What Is the Living Building Challenge?
Managed by the International Living Future Institute, the Living Building Challenge asks, “What if every single act of design and construction made the world a better place?”
The Living Building Challenge simplifies the intent of many LEED credits but goes further by requiring facilities to be net-zero energy and water, among other rigorous requirements.
In addition, the Living Building Challenge includes a material “red list,” a prohibition on the use of materials containing chemicals known to be harmful to building occupants and the environment. It also takes the unique step of requiring projects to be “beautiful” in order to enhance human comfort and delight, but also because we will better protect and care for facilities we love—extending their lifespans long into the future.
Sustainability Considerations
Whether your institution is considering a new building or a renovation, here are some things to consider as you start the project.

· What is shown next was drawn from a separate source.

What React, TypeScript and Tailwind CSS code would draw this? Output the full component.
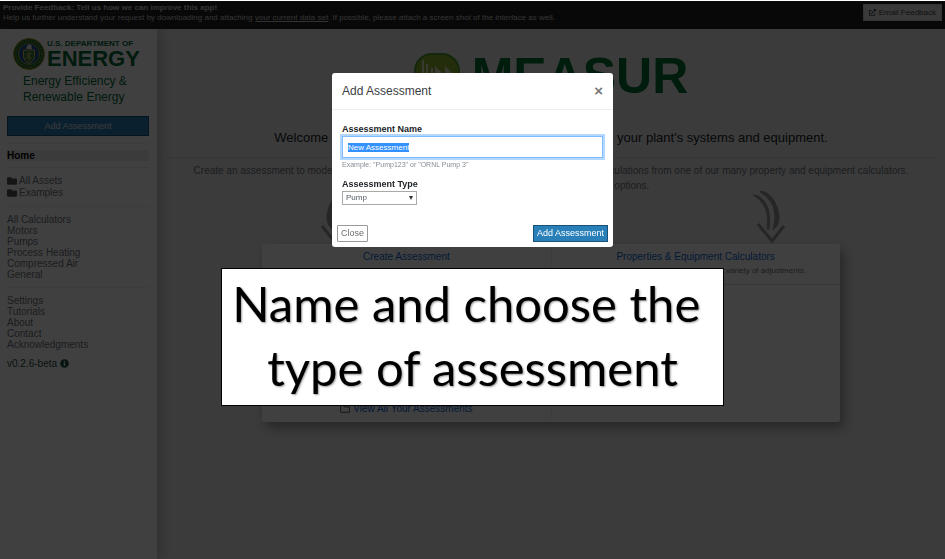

- When exploring options for new mechanical systems, consider performing a life-cycle cost analysis to determine long-term operating costs versus initial construction costs. Often the payback period is relatively short over the long lifespan of a museum facility.
- Use the entire site to enhance the visitor experience by designing landscapes that are both beautiful and conducive to interpretive opportunities. Landscaping can also enhance water quality and storm water control.
- Select interior materials and paints with low or zero VOCs (volatile organic compounds). VOCs have harmful long-term effects on human health and possibly collections.
- Take advantage of capital campaigns to prioritize funding for building system upgrades, which will enhance energy and water performance while reducing long-term operational costs.